GIVEN DATA →
-- Begin --

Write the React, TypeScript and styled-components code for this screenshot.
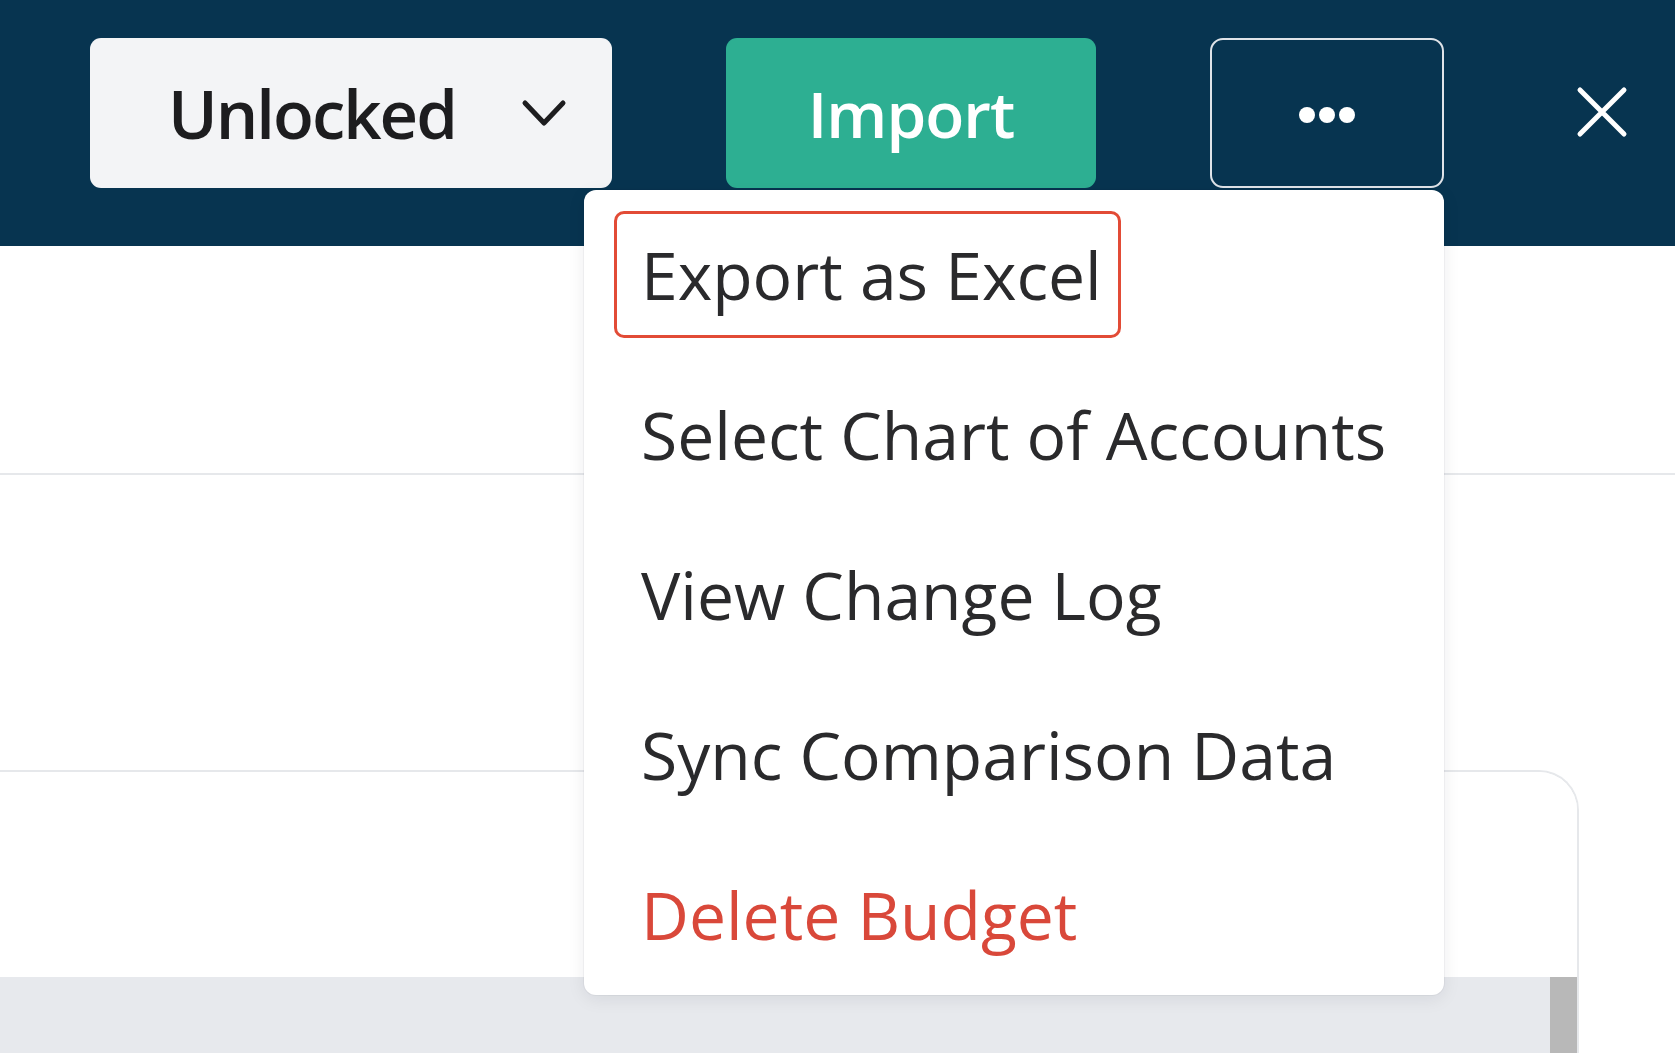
import React from 'react';
import styled, { createGlobalStyle } from 'styled-components';

const GlobalStyle = createGlobalStyle`
  html, body {
    margin: 0;
    padding: 0;
    background: #fff;
    font-family: 'Open Sans', 'Noto Sans', sans-serif;
  }
`;

const menuItems = [
  { key: 'export', label: 'Export as Excel', focused: true },
  { key: 'coa', label: 'Select Chart of Accounts' },
  { key: 'log', label: 'View Change Log' },
  { key: 'sync', label: 'Sync Comparison Data' },
  { key: 'delete', label: 'Delete Budget', danger: true },
];

export default function App() {
  return (
    <>
      <GlobalStyle />
      <Page>
        <Header>
          <StatusSelect>
            <span>Unlocked</span>
            <svg width="46" height="28" viewBox="0 0 46 28">
              <polyline
                points="4,4 23,24 42,4"
                fill="none"
                stroke="#1d1d1f"
                strokeWidth="5"
                strokeLinecap="round"
                strokeLinejoin="round"
              />
            </svg>
          </StatusSelect>
          <ImportButton>Import</ImportButton>
          <MoreWrap>
            <MoreButton aria-label="More">
              <svg width="60" height="18" viewBox="0 0 60 18">
                <circle cx="10" cy="9" r="8" fill="#fff" />
                <circle cx="30" cy="9" r="8" fill="#fff" />
                <circle cx="50" cy="9" r="8" fill="#fff" />
              </svg>
            </MoreButton>
            <Menu>
              {menuItems.map(item => (
                <MenuItem key={item.key} $focused={item.focused} $danger={item.danger}>
                  {item.label}
                </MenuItem>
              ))}
            </Menu>
          </MoreWrap>
          <CloseButton aria-label="Close">
            <svg width="52" height="52" viewBox="0 0 52 52">
              <path
                d="M4 4 L48 48 M48 4 L4 48"
                stroke="#fff"
                strokeWidth="5"
                strokeLinecap="round"
              />
            </svg>
          </CloseButton>
        </Header>
        <TitleBar />
        <FilterArea />
        <TableCard>
          <TableHead />
          <TableBody>
            <Scrollbar />
          </TableBody>
        </TableCard>
      </Page>
    </>
  );
}

const Page = styled.div`
  width: 1675px;
  height: 1053px;
  overflow: hidden;
  display: flex;
  flex-direction: column;
`;

const Header = styled.div`
  flex-shrink: 0;
  height: 246px;
  box-sizing: border-box;
  background: #073450;
  display: flex;
  align-items: flex-start;
  padding: 38px 0 0 90px;
`;

const StatusSelect = styled.div`
  width: 522px;
  height: 150px;
  box-sizing: border-box;
  padding: 0 45px 0 78px;
  background: #f3f4f6;
  border-radius: 11px;
  display: flex;
  align-items: center;
  justify-content: space-between;
  color: #1d1d1f;
  font-size: 67px;
  font-weight: 600;
  letter-spacing: -2px;
`;

const ImportButton = styled.button`
  margin-left: 114px;
  width: 370px;
  height: 150px;
  border: none;
  border-radius: 11px;
  background: #2daf92;
  color: #fff;
  font-family: inherit;
  font-size: 64px;
  font-weight: 600;
  letter-spacing: -1px;
  padding: 0;
`;

const MoreWrap = styled.div`
  position: relative;
  margin-left: 114px;
`;

const MoreButton = styled.button`
  width: 234px;
  height: 150px;
  box-sizing: border-box;
  border: 2px solid #dfe3e8;
  border-radius: 13px;
  background: transparent;
  display: flex;
  align-items: center;
  justify-content: center;
  padding: 4px 0 0;
`;

const Menu = styled.div`
  position: absolute;
  top: 152px;
  right: 0;
  width: 860px;
  box-sizing: border-box;
  padding: 21px 30px 17px;
  background: #fff;
  border-radius: 12px;
  box-shadow: 0 4px 18px rgba(16, 24, 40, 0.08), 0 0 0 1px rgba(16, 24, 40, 0.04);
  display: flex;
  flex-direction: column;
  gap: 33px;
  z-index: 10;
`;

const MenuItem = styled.div<{ $focused?: boolean; $danger?: boolean }>`
  align-self: flex-start;
  box-sizing: border-box;
  padding: 15px 16px 15px 24px;
  border: 3px solid ${p => (p.$focused ? '#e24b36' : 'transparent')};
  border-radius: 10px;
  font-size: 66px;
  line-height: 91px;
  white-space: nowrap;
  color: ${p => (p.$danger ? '#d9483a' : '#2a2a2c')};
`;

const CloseButton = styled.button`
  margin: 48px 0 0 132px;
  width: 52px;
  height: 52px;
  border: none;
  background: transparent;
  padding: 0;
  display: flex;
`;

const TitleBar = styled.div`
  flex-shrink: 0;
  height: 227px;
  border-bottom: 2px solid #e6e8eb;
`;

const FilterArea = styled.div`
  flex-shrink: 0;
  height: 295px;
`;

const TableCard = styled.div`
  flex: 1;
  display: flex;
  flex-direction: column;
  width: 1619px;
  margin-left: -40px;
  box-sizing: border-box;
  border: 2px solid #e6e8eb;
  border-bottom: none;
  border-radius: 0 40px 0 0;
  overflow: hidden;
`;

const TableHead = styled.div`
  flex-shrink: 0;
  height: 205px;
  background: #fff;
`;

const TableBody = styled.div`
  flex: 1;
  background: #e7e9ed;
  display: flex;
  justify-content: flex-end;
`;

const Scrollbar = styled.div`
  width: 27px;
  background: #b8b8b8;
`;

-- End --

WHAT IS EXPECTED →
Reproduce the whole listing exactly, but not the images in it.

ANSWER FOR THIS EXERCISE →
Write the React, TypeScript and styled-components code for this screenshot.
import React from 'react';
import styled, { createGlobalStyle } from 'styled-components';

const GlobalStyle = createGlobalStyle`
  html, body {
    margin: 0;
    padding: 0;
    background: #fff;
    font-family: 'Open Sans', 'Noto Sans', sans-serif;
  }
`;

const menuItems = [
  { key: 'export', label: 'Export as Excel', focused: true },
  { key: 'coa', label: 'Select Chart of Accounts' },
  { key: 'log', label: 'View Change Log' },
  { key: 'sync', label: 'Sync Comparison Data' },
  { key: 'delete', label: 'Delete Budget', danger: true },
];

export default function App() {
  return (
    <>
      <GlobalStyle />
      <Page>
        <Header>
          <StatusSelect>
            <span>Unlocked</span>
            <svg width="46" height="28" viewBox="0 0 46 28">
              <polyline
                points="4,4 23,24 42,4"
                fill="none"
                stroke="#1d1d1f"
                strokeWidth="5"
                strokeLinecap="round"
                strokeLinejoin="round"
              />
            </svg>
          </StatusSelect>
          <ImportButton>Import</ImportButton>
          <MoreWrap>
            <MoreButton aria-label="More">
              <svg width="60" height="18" viewBox="0 0 60 18">
                <circle cx="10" cy="9" r="8" fill="#fff" />
                <circle cx="30" cy="9" r="8" fill="#fff" />
                <circle cx="50" cy="9" r="8" fill="#fff" />
              </svg>
            </MoreButton>
            <Menu>
              {menuItems.map(item => (
                <MenuItem key={item.key} $focused={item.focused} $danger={item.danger}>
                  {item.label}
                </MenuItem>
              ))}
            </Menu>
          </MoreWrap>
          <CloseButton aria-label="Close">
            <svg width="52" height="52" viewBox="0 0 52 52">
              <path
                d="M4 4 L48 48 M48 4 L4 48"
                stroke="#fff"
                strokeWidth="5"
                strokeLinecap="round"
              />
            </svg>
          </CloseButton>
        </Header>
        <TitleBar />
        <FilterArea />
        <TableCard>
          <TableHead />
          <TableBody>
            <Scrollbar />
          </TableBody>
        </TableCard>
      </Page>
    </>
  );
}

const Page = styled.div`
  width: 1675px;
  height: 1053px;
  overflow: hidden;
  display: flex;
  flex-direction: column;
`;

const Header = styled.div`
  flex-shrink: 0;
  height: 246px;
  box-sizing: border-box;
  background: #073450;
  display: flex;
  align-items: flex-start;
  padding: 38px 0 0 90px;
`;

const StatusSelect = styled.div`
  width: 522px;
  height: 150px;
  box-sizing: border-box;
  padding: 0 45px 0 78px;
  background: #f3f4f6;
  border-radius: 11px;
  display: flex;
  align-items: center;
  justify-content: space-between;
  color: #1d1d1f;
  font-size: 67px;
  font-weight: 600;
  letter-spacing: -2px;
`;

const ImportButton = styled.button`
  margin-left: 114px;
  width: 370px;
  height: 150px;
  border: none;
  border-radius: 11px;
  background: #2daf92;
  color: #fff;
  font-family: inherit;
  font-size: 64px;
  font-weight: 600;
  letter-spacing: -1px;
  padding: 0;
`;

const MoreWrap = styled.div`
  position: relative;
  margin-left: 114px;
`;

const MoreButton = styled.button`
  width: 234px;
  height: 150px;
  box-sizing: border-box;
  border: 2px solid #dfe3e8;
  border-radius: 13px;
  background: transparent;
  display: flex;
  align-items: center;
  justify-content: center;
  padding: 4px 0 0;
`;

const Menu = styled.div`
  position: absolute;
  top: 152px;
  right: 0;
  width: 860px;
  box-sizing: border-box;
  padding: 21px 30px 17px;
  background: #fff;
  border-radius: 12px;
  box-shadow: 0 4px 18px rgba(16, 24, 40, 0.08), 0 0 0 1px rgba(16, 24, 40, 0.04);
  display: flex;
  flex-direction: column;
  gap: 33px;
  z-index: 10;
`;

const MenuItem = styled.div<{ $focused?: boolean; $danger?: boolean }>`
  align-self: flex-start;
  box-sizing: border-box;
  padding: 15px 16px 15px 24px;
  border: 3px solid ${p => (p.$focused ? '#e24b36' : 'transparent')};
  border-radius: 10px;
  font-size: 66px;
  line-height: 91px;
  white-space: nowrap;
  color: ${p => (p.$danger ? '#d9483a' : '#2a2a2c')};
`;

const CloseButton = styled.button`
  margin: 48px 0 0 132px;
  width: 52px;
  height: 52px;
  border: none;
  background: transparent;
  padding: 0;
  display: flex;
`;

const TitleBar = styled.div`
  flex-shrink: 0;
  height: 227px;
  border-bottom: 2px solid #e6e8eb;
`;

const FilterArea = styled.div`
  flex-shrink: 0;
  height: 295px;
`;

const TableCard = styled.div`
  flex: 1;
  display: flex;
  flex-direction: column;
  width: 1619px;
  margin-left: -40px;
  box-sizing: border-box;
  border: 2px solid #e6e8eb;
  border-bottom: none;
  border-radius: 0 40px 0 0;
  overflow: hidden;
`;

const TableHead = styled.div`
  flex-shrink: 0;
  height: 205px;
  background: #fff;
`;

const TableBody = styled.div`
  flex: 1;
  background: #e7e9ed;
  display: flex;
  justify-content: flex-end;
`;

const Scrollbar = styled.div`
  width: 27px;
  background: #b8b8b8;
`;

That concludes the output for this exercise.